Every record should be repeated exactly, except that pictures are left out.
** START The data **
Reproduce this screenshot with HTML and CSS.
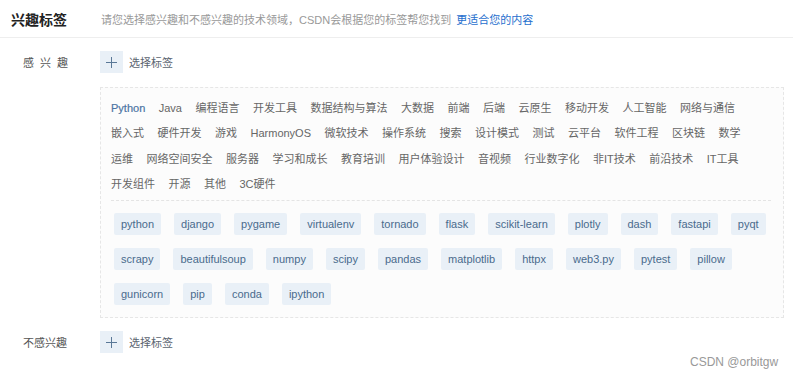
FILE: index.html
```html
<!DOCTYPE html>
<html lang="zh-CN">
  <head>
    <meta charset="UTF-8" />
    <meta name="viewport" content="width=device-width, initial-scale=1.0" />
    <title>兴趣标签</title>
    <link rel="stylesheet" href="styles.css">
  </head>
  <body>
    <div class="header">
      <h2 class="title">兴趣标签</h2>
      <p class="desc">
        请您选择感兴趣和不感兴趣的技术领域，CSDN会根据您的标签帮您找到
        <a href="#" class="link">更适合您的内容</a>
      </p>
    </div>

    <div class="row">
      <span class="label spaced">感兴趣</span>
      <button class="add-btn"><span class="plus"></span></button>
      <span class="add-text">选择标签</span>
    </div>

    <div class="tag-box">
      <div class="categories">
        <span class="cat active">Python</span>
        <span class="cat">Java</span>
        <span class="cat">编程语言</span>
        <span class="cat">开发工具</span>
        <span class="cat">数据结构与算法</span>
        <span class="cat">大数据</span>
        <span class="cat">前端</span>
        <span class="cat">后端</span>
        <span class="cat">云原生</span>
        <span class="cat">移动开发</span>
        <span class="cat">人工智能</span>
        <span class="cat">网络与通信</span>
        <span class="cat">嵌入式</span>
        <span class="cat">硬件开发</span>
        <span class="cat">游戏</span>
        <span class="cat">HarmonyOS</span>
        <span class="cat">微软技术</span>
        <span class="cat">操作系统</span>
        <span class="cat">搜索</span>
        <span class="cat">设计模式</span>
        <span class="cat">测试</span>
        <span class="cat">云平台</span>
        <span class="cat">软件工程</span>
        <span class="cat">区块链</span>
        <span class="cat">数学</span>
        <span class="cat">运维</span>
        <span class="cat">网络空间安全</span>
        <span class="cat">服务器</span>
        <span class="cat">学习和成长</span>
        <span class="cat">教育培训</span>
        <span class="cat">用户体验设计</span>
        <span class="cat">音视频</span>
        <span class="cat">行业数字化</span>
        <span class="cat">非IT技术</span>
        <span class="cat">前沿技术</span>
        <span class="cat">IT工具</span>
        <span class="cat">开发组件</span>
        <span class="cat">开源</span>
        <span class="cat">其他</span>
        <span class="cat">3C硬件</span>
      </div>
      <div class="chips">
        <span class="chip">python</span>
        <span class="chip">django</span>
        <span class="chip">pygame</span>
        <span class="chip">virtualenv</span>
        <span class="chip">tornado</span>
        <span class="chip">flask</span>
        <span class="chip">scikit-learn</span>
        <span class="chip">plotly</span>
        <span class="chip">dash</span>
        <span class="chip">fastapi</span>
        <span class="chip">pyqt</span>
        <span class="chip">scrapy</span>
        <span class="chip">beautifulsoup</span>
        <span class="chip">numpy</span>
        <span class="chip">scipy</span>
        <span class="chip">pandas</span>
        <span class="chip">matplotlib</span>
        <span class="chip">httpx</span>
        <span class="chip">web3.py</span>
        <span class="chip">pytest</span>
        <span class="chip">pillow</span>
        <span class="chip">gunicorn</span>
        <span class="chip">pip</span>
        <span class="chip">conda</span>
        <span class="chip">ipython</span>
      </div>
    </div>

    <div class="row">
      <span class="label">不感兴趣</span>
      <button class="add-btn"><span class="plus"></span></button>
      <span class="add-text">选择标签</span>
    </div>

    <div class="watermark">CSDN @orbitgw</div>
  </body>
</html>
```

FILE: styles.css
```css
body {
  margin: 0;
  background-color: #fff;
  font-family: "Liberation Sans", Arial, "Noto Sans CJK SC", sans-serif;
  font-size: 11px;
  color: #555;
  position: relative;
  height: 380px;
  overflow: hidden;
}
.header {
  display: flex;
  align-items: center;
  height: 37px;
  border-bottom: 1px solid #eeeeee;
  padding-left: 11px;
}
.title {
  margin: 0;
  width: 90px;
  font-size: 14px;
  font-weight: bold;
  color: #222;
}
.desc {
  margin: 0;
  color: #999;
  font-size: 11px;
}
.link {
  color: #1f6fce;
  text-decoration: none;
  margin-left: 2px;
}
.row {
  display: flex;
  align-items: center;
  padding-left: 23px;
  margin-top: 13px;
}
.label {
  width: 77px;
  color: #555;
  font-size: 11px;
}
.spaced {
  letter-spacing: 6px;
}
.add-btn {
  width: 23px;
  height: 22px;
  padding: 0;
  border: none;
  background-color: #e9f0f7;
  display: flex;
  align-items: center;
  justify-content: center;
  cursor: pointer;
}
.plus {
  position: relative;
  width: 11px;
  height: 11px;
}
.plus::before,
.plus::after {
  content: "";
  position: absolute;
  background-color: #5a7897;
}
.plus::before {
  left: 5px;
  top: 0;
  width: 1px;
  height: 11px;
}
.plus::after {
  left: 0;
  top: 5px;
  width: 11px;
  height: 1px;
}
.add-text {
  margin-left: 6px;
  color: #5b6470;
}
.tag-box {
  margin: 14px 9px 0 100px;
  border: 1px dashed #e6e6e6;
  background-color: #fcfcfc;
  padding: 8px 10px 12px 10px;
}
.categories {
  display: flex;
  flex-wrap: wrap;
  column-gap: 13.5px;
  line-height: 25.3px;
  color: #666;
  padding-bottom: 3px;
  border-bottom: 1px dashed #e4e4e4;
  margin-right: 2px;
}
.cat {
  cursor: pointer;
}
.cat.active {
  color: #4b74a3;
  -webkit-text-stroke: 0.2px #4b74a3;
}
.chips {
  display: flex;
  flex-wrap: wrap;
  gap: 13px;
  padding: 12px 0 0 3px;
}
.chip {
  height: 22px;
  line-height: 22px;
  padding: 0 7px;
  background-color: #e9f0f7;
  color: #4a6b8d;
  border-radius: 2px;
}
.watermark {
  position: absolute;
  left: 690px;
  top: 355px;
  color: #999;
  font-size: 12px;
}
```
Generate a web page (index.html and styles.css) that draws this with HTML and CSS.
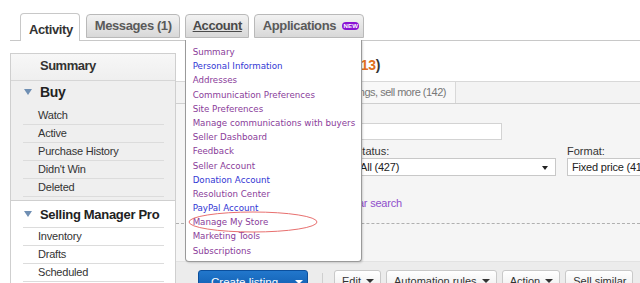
** END The data **
● Finished exercise
Reproduce this screenshot with HTML and CSS.
FILE: index.html
```html
<!DOCTYPE html>
<html lang="zh-CN">
  <head>
    <meta charset="UTF-8" />
    <meta name="viewport" content="width=device-width, initial-scale=1.0" />
    <title>兴趣标签</title>
    <link rel="stylesheet" href="styles.css">
  </head>
  <body>
    <div class="header">
      <h2 class="title">兴趣标签</h2>
      <p class="desc">
        请您选择感兴趣和不感兴趣的技术领域，CSDN会根据您的标签帮您找到
        <a href="#" class="link">更适合您的内容</a>
      </p>
    </div>

    <div class="row">
      <span class="label spaced">感兴趣</span>
      <button class="add-btn"><span class="plus"></span></button>
      <span class="add-text">选择标签</span>
    </div>

    <div class="tag-box">
      <div class="categories">
        <span class="cat active">Python</span>
        <span class="cat">Java</span>
        <span class="cat">编程语言</span>
        <span class="cat">开发工具</span>
        <span class="cat">数据结构与算法</span>
        <span class="cat">大数据</span>
        <span class="cat">前端</span>
        <span class="cat">后端</span>
        <span class="cat">云原生</span>
        <span class="cat">移动开发</span>
        <span class="cat">人工智能</span>
        <span class="cat">网络与通信</span>
        <span class="cat">嵌入式</span>
        <span class="cat">硬件开发</span>
        <span class="cat">游戏</span>
        <span class="cat">HarmonyOS</span>
        <span class="cat">微软技术</span>
        <span class="cat">操作系统</span>
        <span class="cat">搜索</span>
        <span class="cat">设计模式</span>
        <span class="cat">测试</span>
        <span class="cat">云平台</span>
        <span class="cat">软件工程</span>
        <span class="cat">区块链</span>
        <span class="cat">数学</span>
        <span class="cat">运维</span>
        <span class="cat">网络空间安全</span>
        <span class="cat">服务器</span>
        <span class="cat">学习和成长</span>
        <span class="cat">教育培训</span>
        <span class="cat">用户体验设计</span>
        <span class="cat">音视频</span>
        <span class="cat">行业数字化</span>
        <span class="cat">非IT技术</span>
        <span class="cat">前沿技术</span>
        <span class="cat">IT工具</span>
        <span class="cat">开发组件</span>
        <span class="cat">开源</span>
        <span class="cat">其他</span>
        <span class="cat">3C硬件</span>
      </div>
      <div class="chips">
        <span class="chip">python</span>
        <span class="chip">django</span>
        <span class="chip">pygame</span>
        <span class="chip">virtualenv</span>
        <span class="chip">tornado</span>
        <span class="chip">flask</span>
        <span class="chip">scikit-learn</span>
        <span class="chip">plotly</span>
        <span class="chip">dash</span>
        <span class="chip">fastapi</span>
        <span class="chip">pyqt</span>
        <span class="chip">scrapy</span>
        <span class="chip">beautifulsoup</span>
        <span class="chip">numpy</span>
        <span class="chip">scipy</span>
        <span class="chip">pandas</span>
        <span class="chip">matplotlib</span>
        <span class="chip">httpx</span>
        <span class="chip">web3.py</span>
        <span class="chip">pytest</span>
        <span class="chip">pillow</span>
        <span class="chip">gunicorn</span>
        <span class="chip">pip</span>
        <span class="chip">conda</span>
        <span class="chip">ipython</span>
      </div>
    </div>

    <div class="row">
      <span class="label">不感兴趣</span>
      <button class="add-btn"><span class="plus"></span></button>
      <span class="add-text">选择标签</span>
    </div>

    <div class="watermark">CSDN @orbitgw</div>
  </body>
</html>
```

FILE: styles.css
```css
body {
  margin: 0;
  background-color: #fff;
  font-family: "Liberation Sans", Arial, "Noto Sans CJK SC", sans-serif;
  font-size: 11px;
  color: #555;
  position: relative;
  height: 380px;
  overflow: hidden;
}
.header {
  display: flex;
  align-items: center;
  height: 37px;
  border-bottom: 1px solid #eeeeee;
  padding-left: 11px;
}
.title {
  margin: 0;
  width: 90px;
  font-size: 14px;
  font-weight: bold;
  color: #222;
}
.desc {
  margin: 0;
  color: #999;
  font-size: 11px;
}
.link {
  color: #1f6fce;
  text-decoration: none;
  margin-left: 2px;
}
.row {
  display: flex;
  align-items: center;
  padding-left: 23px;
  margin-top: 13px;
}
.label {
  width: 77px;
  color: #555;
  font-size: 11px;
}
.spaced {
  letter-spacing: 6px;
}
.add-btn {
  width: 23px;
  height: 22px;
  padding: 0;
  border: none;
  background-color: #e9f0f7;
  display: flex;
  align-items: center;
  justify-content: center;
  cursor: pointer;
}
.plus {
  position: relative;
  width: 11px;
  height: 11px;
}
.plus::before,
.plus::after {
  content: "";
  position: absolute;
  background-color: #5a7897;
}
.plus::before {
  left: 5px;
  top: 0;
  width: 1px;
  height: 11px;
}
.plus::after {
  left: 0;
  top: 5px;
  width: 11px;
  height: 1px;
}
.add-text {
  margin-left: 6px;
  color: #5b6470;
}
.tag-box {
  margin: 14px 9px 0 100px;
  border: 1px dashed #e6e6e6;
  background-color: #fcfcfc;
  padding: 8px 10px 12px 10px;
}
.categories {
  display: flex;
  flex-wrap: wrap;
  column-gap: 13.5px;
  line-height: 25.3px;
  color: #666;
  padding-bottom: 3px;
  border-bottom: 1px dashed #e4e4e4;
  margin-right: 2px;
}
.cat {
  cursor: pointer;
}
.cat.active {
  color: #4b74a3;
  -webkit-text-stroke: 0.2px #4b74a3;
}
.chips {
  display: flex;
  flex-wrap: wrap;
  gap: 13px;
  padding: 12px 0 0 3px;
}
.chip {
  height: 22px;
  line-height: 22px;
  padding: 0 7px;
  background-color: #e9f0f7;
  color: #4a6b8d;
  border-radius: 2px;
}
.watermark {
  position: absolute;
  left: 690px;
  top: 355px;
  color: #999;
  font-size: 12px;
}
```
Generate a web page (index.html and styles.css) that draws this with HTML and CSS.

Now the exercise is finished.